### Data extract:
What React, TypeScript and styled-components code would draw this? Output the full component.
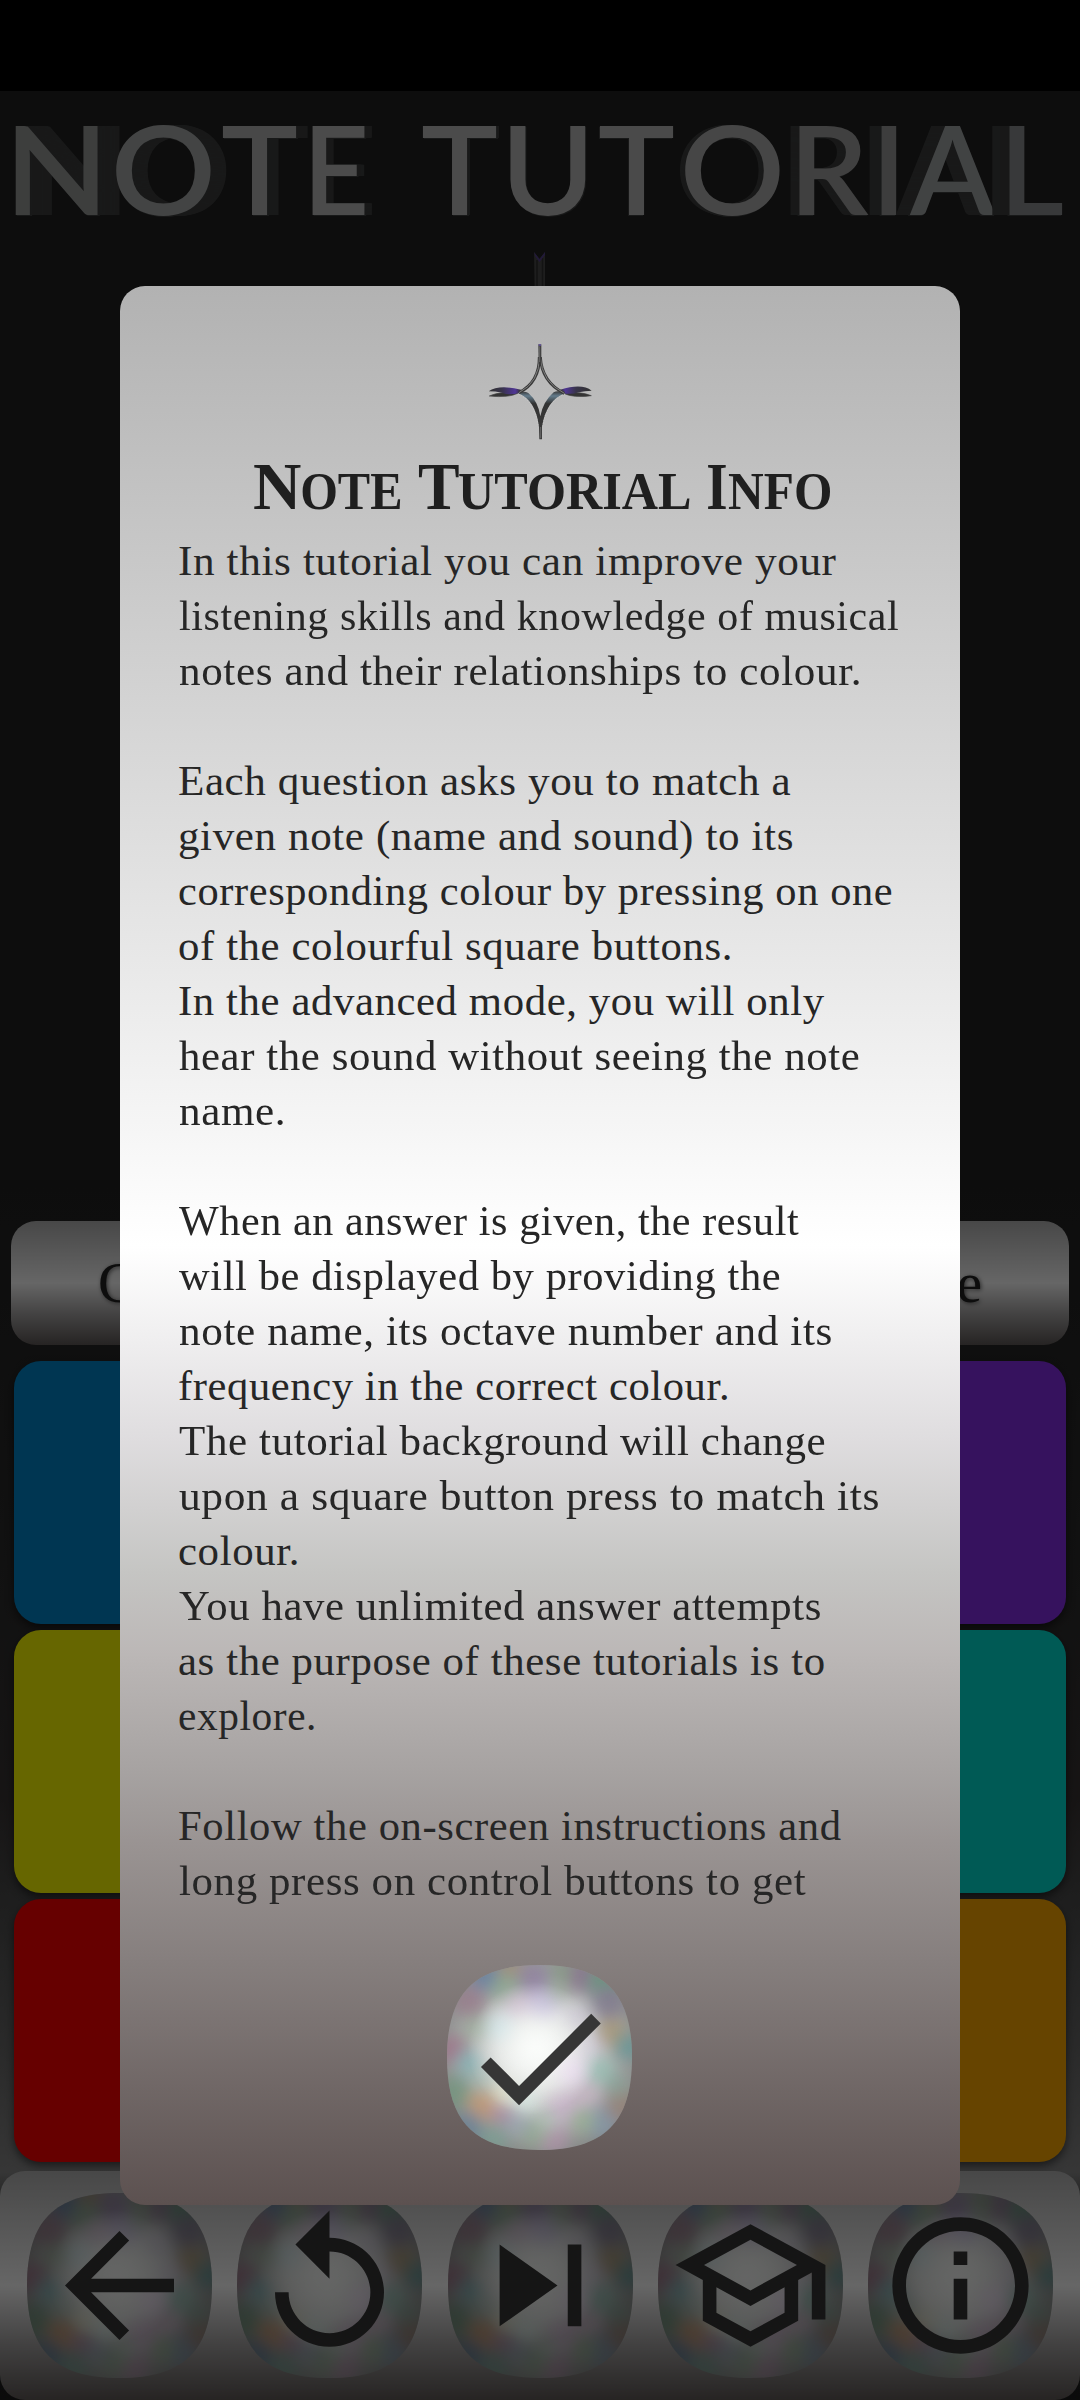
import React, { useId, useLayoutEffect, useState } from "react";
import styled, { createGlobalStyle } from "styled-components";

const serif = `"Liberation Serif", "Times New Roman", serif`;
const metal = `linear-gradient(180deg, #b3b3b3 0%, #ffffff 50%, #dfdddf 63%, #c5c5c3 71%, #bcb8b7 75%, #a6a2a1 80.5%, #9a9493 84%, #857e7d 88%, #5c5150 100%)`;
const dialogMetal = `linear-gradient(180deg, #b2b2b2 0%, #ffffff 50%, #dfdddf 60%, #c5c5c3 67%, #bcb8b7 71%, #a6a2a1 77.500%, #9a9493 81%, #857e7d 87.500%, #5c5150 100%)`;
const slab = `linear-gradient(180deg, #b3b3b3 0%, #ffffff 50%, #a8a6a6 75%, #605a58 100%)`;

const Global = createGlobalStyle`
  body { margin: 0; background: #000; }
  * { box-sizing: border-box; }
`;

const Screen = styled.div`
  position: relative;
  display: flex;
  flex-direction: column;
  width: 1080px;
  height: 2400px;
  overflow: hidden;
  background: linear-gradient(
    180deg,
    #212121 0px,
    #212121 1150px,
    #2d2d2d 1600px,
    #393434 1800px,
    #484848 1880px,
    #696969 2050px,
    #888888 2172px,
    #212121 2230px,
    #1d1d1d 2400px
  );
`;

const StatusBar = styled.div`
  height: 91px;
  flex: none;
  background: #000;
`;

const Header = styled.header`
  height: 161px;
  flex: none;
  display: flex;
  padding-left: 15px;
  font: 600 124px/1 Lato, sans-serif;
`;

const LetterSlot = styled.span<{ $before: number; $width: number }>`
  flex: none;
  width: ${(p) => p.$width}px;
  margin-left: ${(p) => p.$before}px;
  padding-top: 14px;
`;

const Letter = styled.span<{ $tone: string; $depth: number }>`
  color: ${(p) => p.$tone};
  text-shadow: ${(p) =>
    Array.from({ length: Math.max(1, Math.abs(p.$depth)) }, (_, i) => {
      const step = (i + 1) * Math.sign(p.$depth);
      return `${step}px ${i < 2 ? 1 : 0}px 0 #3e3f3f`;
    }).join(", ")};
`;

const Stage = styled.div`
  height: 969px;
  flex: none;
  display: flex;
  justify-content: center;
`;

const ModeButton = styled.div`
  height: 124px;
  flex: none;
  margin: 0 11px 16px;
  padding: 0 87px 0 87px;
  display: flex;
  align-items: center;
  justify-content: space-between;
  border-radius: 25px;
  background: ${slab};
  color: #222;
  font: 400 57px/124px ${serif};
  text-shadow: 1px 1px 4px rgba(0, 0, 0, 0.6);
`;

const Board = styled.div`
  flex: none;
  height: 810px;
  padding: 0 14px;
  display: flex;
  flex-direction: column;
  gap: 6px;
`;

const BoardRow = styled.div`
  display: flex;
  justify-content: space-between;
`;

const Tile = styled.div<{ $color: string }>`
  width: 263px;
  height: 263px;
  border-radius: 27px;
  background: ${(p) => p.$color};
  box-shadow: 0 4px 8px rgba(0, 0, 0, 0.5);
`;

const NavBar = styled.nav`
  flex: none;
  height: 229px;
  display: flex;
  align-items: center;
  justify-content: space-between;
  padding: 0 27px;
  border-radius: 25px;
  background: ${slab};
`;

const Scrim = styled.div`
  position: absolute;
  inset: 0;
  display: flex;
  justify-content: center;
  align-items: flex-start;
  padding-top: 286px;
  background: rgba(0, 0, 0, 0.6);
`;

const Dialog = styled.section`
  width: 840px;
  height: 1919px;
  padding: 58px 58px 0;
  display: flex;
  flex-direction: column;
  align-items: center;
  border-radius: 25px;
  background: ${dialogMetal};
  color: #1f1f1f;
`;

const Heading = styled.h1`
  width: 572px;
  height: 94px;
  margin: 0;
  display: flex;
  align-items: baseline;
  font: 700 67px/92px ${serif};
`;

const HeadingPart = styled.span<{ $before: number; $width: number; $size: number }>`
  flex: none;
  width: ${(p) => p.$width}px;
  margin-left: ${(p) => p.$before}px;
  font-size: ${(p) => p.$size}px;
`;

const Copy = styled.div`
  width: 100%;
  height: 1402px;
  overflow: hidden;
  color: #262626;
  font: 400 42px/55px ${serif};
`;

const Line = styled.div`
  height: 55px;
  padding-left: 1px;
  white-space: pre;
`;

const Fitted = styled.span`
  display: inline-block;
  transform-origin: 0 50%;
  white-space: pre;
`;

const Confirm = styled.div`
  margin: 29px 2px 0 0;
`;

const ButtonSvg = styled.svg`
  display: block;
  width: 185px;
  height: 185px;
  overflow: visible;
`;

const StarSvg = styled.svg`
  display: block;
  overflow: visible;
`;

/* Stretches a run of text so that its ink spans exactly `width` pixels. */
function Fit({ text, width, font, spacing = 0 }: { text: string; width: number; font: string; spacing?: number }) {
  const [box, setBox] = useState({ left: 0, scale: 1 });
  useLayoutEffect(() => {
    const ctx = document.createElement("canvas").getContext("2d");
    if (!ctx) return;
    ctx.font = font;
    const m = ctx.measureText(text);
    const ink = m.actualBoundingBoxLeft + m.actualBoundingBoxRight + spacing * (text.length - 1);
    setBox({ left: m.actualBoundingBoxLeft, scale: width / ink });
  }, [text, width, font, spacing]);
  return (
    <Fitted style={{ transform: `scaleX(${box.scale}) translateX(${box.left}px)`, letterSpacing: spacing }}>
      {text}
    </Fitted>
  );
}

const titleLetters = [
  { ch: "N", x: 15, end: 98, depth: 20, color: "#989b9a" },
  { ch: "O", x: 116, end: 211, depth: 15, color: "#a8abab" },
  { ch: "T", x: 222, end: 297, depth: 11, color: "#b5b5b5" },
  { ch: "E", x: 312, end: 365, depth: 8, color: "#bcbcbc" },
  { ch: "T", x: 422, end: 497, depth: 3, color: "#bcbcbc" },
  { ch: "U", x: 510, end: 586, depth: 1, color: "#bcbcbc" },
  { ch: "T", x: 599, end: 674, depth: -1, color: "#b8b8b8" },
  { ch: "O", x: 685, end: 780, depth: -5, color: "#b0b0b0" },
  { ch: "R", x: 799, end: 869, depth: -9, color: "#a0a0a0" },
  { ch: "I", x: 881, end: 897, depth: -12, color: "#989a9a" },
  { ch: "A", x: 909, end: 996, depth: -14, color: "#a4a8a9" },
  { ch: "L", x: 1009, end: 1063, depth: -17, color: "#8c9091" },
];

const headingParts = [
  { text: "N", x: 254, end: 301, big: true },
  { text: "OTE", x: 302, end: 401 },
  { text: "T", x: 419, end: 459, big: true },
  { text: "UTORIAL", x: 459, end: 690 },
  { text: "I", x: 708, end: 726, big: true },
  { text: "NFO", x: 728, end: 830 },
];

const copyLines: [string, number][] = [
  ["In this tutorial you can improve your", 657],
  ["listening skills and knowledge of musical", 719],
  ["notes and their relationships to colour.", 680],
  ["", 0],
  ["Each question asks you to match a", 612],
  ["given note (name and sound) to its", 613],
  ["corresponding colour by pressing on one", 713],
  ["of the colourful square buttons.", 551],
  ["In the advanced mode, you will only", 645],
  ["hear the sound without seeing the note", 680],
  ["name.", 104],
  ["", 0],
  ["When an answer is given, the result", 620],
  ["will be displayed by providing the", 601],
  ["note name, its octave number and its", 652],
  ["frequency in the correct colour.", 548],
  ["The tutorial background will change", 646],
  ["upon a square button press to match its", 699],
  ["colour.", 118],
  ["You have unlimited answer attempts", 641],
  ["as the purpose of these tutorials is to", 645],
  ["explore.", 135],
  ["", 0],
  ["Follow the on-screen instructions and", 662],
  ["long press on control buttons to get", 627],
];

const tileRows = [
  ["#0087cd", "#882deb"],
  ["#ffff00", "#00e1d5"],
  ["#ff0000", "#ffaa00"],
];

const squircle = "M50 0C85 0 100 15 100 50S85 100 50 100 0 85 0 50 15 0 50 0Z";

const opal: [number, number, number, string][] = [
  [21, 6, 7, "#5f7da4"], [34, 3, 6, "#a08a70"], [47, 8, 8, "#8a789c"], [72, 6, 8, "#86698c"],
  [85, 10, 8, "#5c9478"], [52, 21, 7, "#b2a4d4"], [32, 13, 7, "#86a68a"], [12, 20, 8, "#98788a"],
  [3, 46, 7, "#a06e88"], [12, 53, 6, "#80b4b8"], [4, 69, 8, "#70957c"], [20, 76, 8, "#c8966a"],
  [31, 80, 6, "#a984a0"], [11, 88, 8, "#68829a"], [25, 94, 7, "#7aa094"], [57, 94, 7, "#b490ac"],
  [63, 78, 9, "#cbb0cc"], [47, 91, 6, "#90ab90"], [84, 85, 8, "#8296ab"], [73, 84, 6, "#98b294"],
  [83, 57, 7, "#94c0b4"], [89, 37, 7, "#a8946e"], [98, 44, 6, "#5c9696"], [87, 20, 8, "#7d748c"],
  [29, 34, 6, "#c0dee4"], [67, 57, 7, "#e6d0ee"], [95, 76, 8, "#978074"], [32, 69, 6, "#dcdcc0"],
  [38, 22, 6, "#c4acc6"], [16, 34, 6, "#9cae9c"], [60, 14, 5, "#98a898"], [76, 70, 6, "#c8b4c4"],
  [42, 73, 6, "#d2e6e0"], [70, 28, 6, "#c6c0d0"], [20, 62, 6, "#a4b8ae"], [77, 44, 6, "#cfc8d8"],
  [62, 4, 5, "#80967e"], [38, 86, 5, "#9aa6b4"], [54, 84, 5, "#b2c4b8"], [92, 65, 5, "#86a094"],
];

const icons = {
  back: "M20 11H7.83l5.59-5.59L12 4l-8 8 8 8 1.41-1.41L7.83 13H20v-2z",
  replay: "M12 5V1L7 6l5 5V7c3.31 0 6 2.69 6 6s-2.69 6-6 6-6-2.69-6-6H4c0 4.42 3.58 8 8 8s8-3.58 8-8-3.58-8-8-8z",
  next: "M6 18l8.5-6L6 6v12zM16 6v12h2V6h-2z",
  school: "M12 3L1 9l4 2.18v6L12 21l7-3.82v-6l2-1.09V17h2V9L12 3zm6.82 6L12 12.72 5.18 9 12 5.28 18.82 9zM17 15.99l-5 2.73-5-2.73v-3.72L12 15l5-2.73v3.72z",
  info: "M11 7h2v2h-2zm0 4h2v6h-2zm1-9C6.48 2 2 6.48 2 12s4.48 10 10 10 10-4.48 10-10S17.52 2 12 2zm0 18c-4.41 0-8-3.59-8-8s3.59-8 8-8 8 3.59 8 8-3.59 8-8 8z",
  check: "M9 16.17L4.83 12l-1.42 1.41L9 19 21 7l-1.41-1.41z",
};

function OpalButton({ icon }: { icon: keyof typeof icons }) {
  const id = useId().replace(/[^a-zA-Z0-9]/g, "");
  return (
    <ButtonSvg viewBox="0 0 100 100">
      <defs>
        <clipPath id={`c${id}`}>
          <path d={squircle} />
        </clipPath>
        <filter id={`b${id}`} x="-30%" y="-30%" width="160%" height="160%">
          <feGaussianBlur stdDeviation="4" />
        </filter>
        <radialGradient id={`g${id}`} cx="50%" cy="46%" r="60%">
          <stop offset="0" stopColor="#f6f8f6" />
          <stop offset="0.35" stopColor="#d8dad8" />
          <stop offset="0.7" stopColor="#a2a4a3" />
          <stop offset="1" stopColor="#838583" />
        </radialGradient>
        <radialGradient id={`w${id}`} cx="47%" cy="45%" r="36%">
          <stop offset="0" stopColor="#fafcfa" stopOpacity="0.95" />
          <stop offset="0.45" stopColor="#fafcfa" stopOpacity="0.5" />
          <stop offset="1" stopColor="#fafcfa" stopOpacity="0" />
        </radialGradient>
      </defs>
      <g clipPath={`url(#c${id})`}>
        <rect width="100" height="100" fill={`url(#g${id})`} />
        <g filter={`url(#b${id})`} opacity="0.72">
          {opal.map(([x, y, r, c], i) => (
            <circle key={i} cx={x} cy={y} r={r + 1} fill={c} />
          ))}
        </g>
        <rect width="100" height="100" fill={`url(#w${id})`} />
      </g>
      <g transform="translate(5.8 5.8) scale(3.683)">
        <path d={icons[icon]} fill="#363636" />
      </g>
    </ButtonSvg>
  );
}

function SmallStar() {
  return (
    <StarSvg width="104" height="96" viewBox="143 311 312 288">
      <defs>
        <linearGradient id="wingL" x1="0" x2="1">
          <stop offset="0" stopColor="#303030" />
          <stop offset="0.4" stopColor="#38344a" />
          <stop offset="0.82" stopColor="#4f3596" />
          <stop offset="1" stopColor="#333" />
        </linearGradient>
        <linearGradient id="wingR" x1="1" x2="0">
          <stop offset="0" stopColor="#303030" />
          <stop offset="0.5" stopColor="#38344a" />
          <stop offset="0.85" stopColor="#4f3596" />
          <stop offset="1" stopColor="#333" />
        </linearGradient>
        <linearGradient id="blade" x1="0" y1="0" x2="0" y2="1">
          <stop offset="0" stopColor="#383838" />
          <stop offset="0.1" stopColor="#647c8c" />
          <stop offset="0.26" stopColor="#333" />
          <stop offset="1" stopColor="#3a3a3a" />
        </linearGradient>
      </defs>
      <path d="M147 467Q180 452 232 459Q205 473 147 467Z" fill="#343434" stroke="#444" strokeWidth="2" />
      <path d="M145 453Q175 432 242 448L236 458Q205 466 185 457Q165 453 145 453Z" fill="url(#wingL)" />
      <path d="M453 466Q420 452 370 459Q400 474 453 466Z" fill="#343434" stroke="#444" strokeWidth="2" />
      <path d="M454 451Q425 428 360 448L366 458Q395 464 415 456Q435 451 454 451Z" fill="url(#wingR)" />
      <path d="M232 458Q250 450 264 458Q294 484 300 528Q308 484 340 456Q352 448 376 458Q318 478 305 560L305 597H297L296 560Q286 478 232 458Z" fill="url(#blade)" />
      <path d="M234 461Q284 484 294 558M374 461Q318 484 307 558" fill="none" stroke="#d0d0d0" strokeWidth="2" strokeDasharray="4 4" />
      <path d="M297 350Q298 425 236 457M300 350Q304 425 372 459" fill="none" stroke="#3a3a3a" strokeWidth="9" />
      <path d="M297 350Q298 425 236 457M300 350Q304 425 372 459" fill="none" stroke="#a0a0a0" strokeWidth="2" />
      <path d="M294 312H303V372H295Z" fill="#3c3c3c" />
      <path d="M298 318V365M301 560V594" stroke="#808080" strokeWidth="2" />
      <path d="M295 314H302" stroke="#6a55b0" strokeWidth="4" />
    </StarSvg>
  );
}

function LargeStarTip() {
  return (
    <StarSvg width="12" height="60" viewBox="0 0 12 60">
      <path d="M0 0L5.5 7L11 0V60H1Z" fill="#4b4b4b" />
      <path d="M3 8V60M8.500 6V60" stroke="#303030" strokeWidth="1.500" />
      <path d="M0 0L5.500 7L11 0V3L5.500 10L1 4Z" fill="#54408c" />
    </StarSvg>
  );
}

export default function App() {
  return (
    <>
      <Global />
      <Screen>
        <StatusBar />
        <Header>
          {titleLetters.map((l, i) => (
            <LetterSlot key={i} $width={l.end - l.x} $before={i ? l.x - titleLetters[i - 1].end : 0}>
              <Letter $tone={l.color} $depth={l.depth}>
                <Fit text={l.ch} width={l.end - l.x} font="600 124px Lato" />
              </Letter>
            </LetterSlot>
          ))}
        </Header>
        <Stage>
          <LargeStarTip />
        </Stage>
        <ModeButton>
          <span>C</span>
          <span>e</span>
        </ModeButton>
        <Board>
          {tileRows.map((row, i) => (
            <BoardRow key={i}>
              {row.map((c) => (
                <Tile key={c} $color={c} />
              ))}
            </BoardRow>
          ))}
        </Board>
        <NavBar>
          <OpalButton icon="back" />
          <OpalButton icon="replay" />
          <OpalButton icon="next" />
          <OpalButton icon="school" />
          <OpalButton icon="info" />
        </NavBar>
        <Scrim>
          <Dialog>
            <SmallStar />
            <Heading>
              {headingParts.map((p, i) => {
                const size = p.big ? 67 : 52;
                return (
                  <HeadingPart
                    key={i}
                    $size={size}
                    $width={p.end - p.x}
                    $before={i ? p.x - headingParts[i - 1].end : 0}
                  >
                    <Fit text={p.text} width={p.end - p.x} font={`700 ${size}px "Liberation Serif"`} />
                  </HeadingPart>
                );
              })}
            </Heading>
            <Copy>
              {copyLines.map(([text, width], i) => (
                <Line key={i}>
                  {text && <Fit text={text} width={width} font={`400 42px "Liberation Serif"`} spacing={0.6} />}
                </Line>
              ))}
            </Copy>
            <Confirm>
              <OpalButton icon="check" />
            </Confirm>
          </Dialog>
        </Scrim>
      </Screen>
    </>
  );
}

### Written task:
Restate the data word for word from its first line through the line with "#ffffff 50%, #a8a6a6", leaving out any picture along the way.

### Result below:
What React, TypeScript and styled-components code would draw this? Output the full component.
import React, { useId, useLayoutEffect, useState } from "react";
import styled, { createGlobalStyle } from "styled-components";

const serif = `"Liberation Serif", "Times New Roman", serif`;
const metal = `linear-gradient(180deg, #b3b3b3 0%, #ffffff 50%, #dfdddf 63%, #c5c5c3 71%, #bcb8b7 75%, #a6a2a1 80.5%, #9a9493 84%, #857e7d 88%, #5c5150 100%)`;
const dialogMetal = `linear-gradient(180deg, #b2b2b2 0%, #ffffff 50%, #dfdddf 60%, #c5c5c3 67%, #bcb8b7 71%, #a6a2a1 77.500%, #9a9493 81%, #857e7d 87.500%, #5c5150 100%)`;
const slab = `linear-gradient(180deg, #b3b3b3 0%, #ffffff 50%, #a8a6a6 75%, #605a58 100%)`;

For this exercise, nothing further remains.